Back in December, as reported here, the board voted to approve its intended phase-one for increased unimpaired flows plan in three San Joaquin River tributaries—the Stanislaus, Tuolumne, and Merced rivers—for the primary purpose of increasing fish populations. The members came to their decision in the face of contested data, alternative mitigation plans, continued protests, and political pressure by then-Governor Jerry Brown and Governor-elect Gavin Newsom to avoid certain litigation through a negotiated solution with stakeholder groups.

Filing For Top Producing Farmers 

“It is a landscape-level regulatory action that is very novel in many ways…lots of legal questions associated with it as well as legal questions,” Scheuring comments. While several of the other lawsuits cover farming interests within specific irrigation districts, he says the Farm Bureau is representing the country’s top-producing farming region and covering the producers among its 36,000 members located outside those districts.

Chiming in, CFBF spokesperson Dave Kranz shares, “The areas of the Central Valley that would be affected by this plan are among the most productive agricultural regions in the world. Reducing water to those areas would have a variety of cascading environmental impacts…farmers have told us that they would expect to have to reduce…or maybe go out of production, if they don’t have that water available.”

The Water Board maintains that farmers can perhaps compensate for the loss of surface water by pumping more groundwater. However, as Kranz notes, new groundwater regulations phasing in may reduce the ability. Not to mention that groundwater is an environmental resource that also needs protection. He adds, “So, we feel that the Water Board did not adequately study the impact on the agricultural resources from the plan — and that should be taken into consideration for something as sweeping as this plan would be.”

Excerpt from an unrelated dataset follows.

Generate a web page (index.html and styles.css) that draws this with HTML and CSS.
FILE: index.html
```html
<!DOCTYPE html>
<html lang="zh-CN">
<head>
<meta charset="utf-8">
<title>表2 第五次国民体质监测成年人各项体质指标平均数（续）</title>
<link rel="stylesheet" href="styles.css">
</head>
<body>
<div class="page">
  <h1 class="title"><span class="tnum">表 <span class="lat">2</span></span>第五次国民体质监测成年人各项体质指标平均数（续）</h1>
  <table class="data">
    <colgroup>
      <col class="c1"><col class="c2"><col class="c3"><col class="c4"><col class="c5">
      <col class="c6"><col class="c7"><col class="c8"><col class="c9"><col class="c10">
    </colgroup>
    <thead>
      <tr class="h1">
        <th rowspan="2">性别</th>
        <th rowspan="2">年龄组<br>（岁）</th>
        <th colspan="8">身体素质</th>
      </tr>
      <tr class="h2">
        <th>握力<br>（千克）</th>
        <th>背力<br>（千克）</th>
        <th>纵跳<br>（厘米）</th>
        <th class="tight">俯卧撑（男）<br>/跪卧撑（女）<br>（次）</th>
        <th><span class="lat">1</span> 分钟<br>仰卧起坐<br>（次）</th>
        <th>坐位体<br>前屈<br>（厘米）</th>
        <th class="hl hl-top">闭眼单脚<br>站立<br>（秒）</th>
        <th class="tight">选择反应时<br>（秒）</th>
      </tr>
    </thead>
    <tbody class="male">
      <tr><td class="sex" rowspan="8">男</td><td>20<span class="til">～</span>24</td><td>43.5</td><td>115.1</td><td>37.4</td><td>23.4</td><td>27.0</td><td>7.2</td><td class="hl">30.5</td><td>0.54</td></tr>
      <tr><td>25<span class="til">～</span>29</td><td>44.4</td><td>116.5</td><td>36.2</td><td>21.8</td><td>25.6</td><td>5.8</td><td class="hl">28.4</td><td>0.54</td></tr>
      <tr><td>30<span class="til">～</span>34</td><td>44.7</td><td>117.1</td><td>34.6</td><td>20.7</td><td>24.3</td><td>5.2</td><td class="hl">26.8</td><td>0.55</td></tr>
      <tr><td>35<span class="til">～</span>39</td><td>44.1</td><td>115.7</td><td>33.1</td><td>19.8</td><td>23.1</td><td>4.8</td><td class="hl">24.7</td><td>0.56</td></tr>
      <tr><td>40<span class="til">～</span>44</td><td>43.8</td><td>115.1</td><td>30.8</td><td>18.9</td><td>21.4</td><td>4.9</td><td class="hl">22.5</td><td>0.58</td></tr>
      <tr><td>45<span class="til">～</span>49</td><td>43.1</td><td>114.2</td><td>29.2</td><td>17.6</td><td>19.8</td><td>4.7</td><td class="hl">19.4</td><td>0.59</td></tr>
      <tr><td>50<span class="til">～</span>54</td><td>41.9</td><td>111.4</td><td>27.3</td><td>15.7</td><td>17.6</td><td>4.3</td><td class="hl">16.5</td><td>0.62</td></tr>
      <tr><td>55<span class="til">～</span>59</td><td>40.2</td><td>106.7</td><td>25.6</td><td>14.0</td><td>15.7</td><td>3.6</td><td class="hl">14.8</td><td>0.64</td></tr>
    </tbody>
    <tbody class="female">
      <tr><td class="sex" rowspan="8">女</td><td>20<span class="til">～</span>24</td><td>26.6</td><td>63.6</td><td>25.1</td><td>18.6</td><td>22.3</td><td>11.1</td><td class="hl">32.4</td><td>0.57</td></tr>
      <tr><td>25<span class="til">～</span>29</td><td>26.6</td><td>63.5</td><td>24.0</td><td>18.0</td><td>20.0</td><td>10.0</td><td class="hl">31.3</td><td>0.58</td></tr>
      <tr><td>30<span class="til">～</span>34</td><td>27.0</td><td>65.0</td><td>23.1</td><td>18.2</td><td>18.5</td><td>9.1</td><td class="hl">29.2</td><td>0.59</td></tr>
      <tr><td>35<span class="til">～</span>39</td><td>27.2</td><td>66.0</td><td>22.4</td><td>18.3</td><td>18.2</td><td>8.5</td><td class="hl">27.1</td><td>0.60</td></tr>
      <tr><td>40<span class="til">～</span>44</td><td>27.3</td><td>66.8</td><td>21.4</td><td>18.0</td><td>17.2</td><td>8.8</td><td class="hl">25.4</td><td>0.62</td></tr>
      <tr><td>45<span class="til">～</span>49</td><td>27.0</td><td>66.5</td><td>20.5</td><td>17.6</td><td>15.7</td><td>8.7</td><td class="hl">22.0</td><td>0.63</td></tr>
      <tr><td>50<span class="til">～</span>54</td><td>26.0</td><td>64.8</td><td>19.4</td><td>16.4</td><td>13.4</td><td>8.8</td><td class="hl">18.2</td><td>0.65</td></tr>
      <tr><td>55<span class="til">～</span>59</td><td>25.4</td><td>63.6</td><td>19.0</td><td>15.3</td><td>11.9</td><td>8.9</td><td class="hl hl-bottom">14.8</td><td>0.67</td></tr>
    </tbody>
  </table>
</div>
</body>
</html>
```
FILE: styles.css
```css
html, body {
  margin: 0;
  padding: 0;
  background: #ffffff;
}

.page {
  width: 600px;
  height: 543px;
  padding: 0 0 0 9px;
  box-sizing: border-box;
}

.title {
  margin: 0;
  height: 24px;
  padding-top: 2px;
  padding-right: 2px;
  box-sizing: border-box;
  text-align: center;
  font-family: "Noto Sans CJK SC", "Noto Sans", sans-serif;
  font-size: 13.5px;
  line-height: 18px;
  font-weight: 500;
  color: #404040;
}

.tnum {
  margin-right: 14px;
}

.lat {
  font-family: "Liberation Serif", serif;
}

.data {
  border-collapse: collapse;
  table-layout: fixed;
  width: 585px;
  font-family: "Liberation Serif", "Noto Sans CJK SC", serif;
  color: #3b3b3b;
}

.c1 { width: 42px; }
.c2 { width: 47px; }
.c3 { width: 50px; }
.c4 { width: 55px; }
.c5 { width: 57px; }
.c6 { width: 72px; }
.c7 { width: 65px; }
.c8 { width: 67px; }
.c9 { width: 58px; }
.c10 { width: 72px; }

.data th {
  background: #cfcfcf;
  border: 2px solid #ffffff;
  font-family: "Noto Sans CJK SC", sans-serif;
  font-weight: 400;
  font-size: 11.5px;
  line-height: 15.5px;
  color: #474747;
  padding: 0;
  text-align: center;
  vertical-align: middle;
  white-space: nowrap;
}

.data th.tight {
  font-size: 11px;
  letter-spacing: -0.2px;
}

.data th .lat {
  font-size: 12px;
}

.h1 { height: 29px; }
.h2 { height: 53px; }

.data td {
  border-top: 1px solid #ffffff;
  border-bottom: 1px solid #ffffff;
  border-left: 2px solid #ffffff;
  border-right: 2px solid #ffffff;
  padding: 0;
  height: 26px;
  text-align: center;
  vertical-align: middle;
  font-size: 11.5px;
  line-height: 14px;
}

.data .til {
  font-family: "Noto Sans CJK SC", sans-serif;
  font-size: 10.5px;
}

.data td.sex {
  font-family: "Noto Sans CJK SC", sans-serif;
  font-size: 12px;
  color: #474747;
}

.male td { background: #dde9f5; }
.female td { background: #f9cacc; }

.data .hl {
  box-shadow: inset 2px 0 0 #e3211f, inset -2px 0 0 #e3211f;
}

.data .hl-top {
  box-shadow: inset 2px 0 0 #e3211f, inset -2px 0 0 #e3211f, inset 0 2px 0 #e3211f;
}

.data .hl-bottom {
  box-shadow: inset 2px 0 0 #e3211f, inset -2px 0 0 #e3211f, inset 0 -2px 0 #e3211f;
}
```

Continuing, Kranz emphasizes, “There are a number of reasonable alternatives to the approach that the board has offered. We need to do more to control predators that eat the protected fish. We need to provide more food and habitat for those fish. We think the board ignored a lot of evidence about the impact that those factors are having — and instead focused only on flows — and by doing that, they produced a plan that doesn’t meet the standards of the state environmental laws.” He maintains, “The fish do need help but we think there are better ways…ways that can be successful for the fish and also maintain the agricultural and other human uses of water. We think that cutting water to tens of thousands of acres of productive farmland for unlikely benefit to fish is just not the way to go.”

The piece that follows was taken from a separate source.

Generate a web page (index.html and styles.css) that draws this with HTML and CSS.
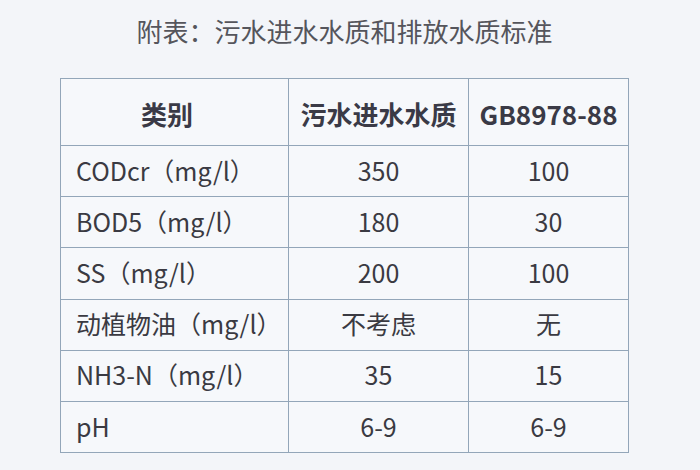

Other Lawsuits Involve Mother Lode Resources

As reported here, Tri-Dam Project Partners the Oakdale Irrigation (OID) and South San Joaquin (SSJID) irrigation districts filed suit at Tuolumne County Superior Court early last month with other members of the San Joaquin Tributaries Authority (SJTA), which includes the City and County of San Francisco. Tri-Dam built and maintains senior water rights on New Melones reservoir, the state’s fourth largest, and operates and maintains the Donnells, Beardsley and Tulloch projects on the Middle Fork of the Stanislaus River in Tuolumne County.

That same week, the Modesto Irrigation District (MID), which co-owns and operates Don Pedro dam and powerhouse, filed an independent suit with the Superior Court of the State of California for the County of Sacramento, as reported here. Among its claims are that the Water Board’s plan would sacrifice a third of the district’s surface water supplies.

Of course, while it is impossible to tell what will come from the multiple lawsuits, whether or not they consolidate, Scheuring surmises that — unless there is a negotiated settlement – it will take at least a couple of years for the matter to wind its way through the court system. In that event, the Water Board and involved parties may well see the issue itself flow through the Court of Appeal and perhaps to the State Supreme Court.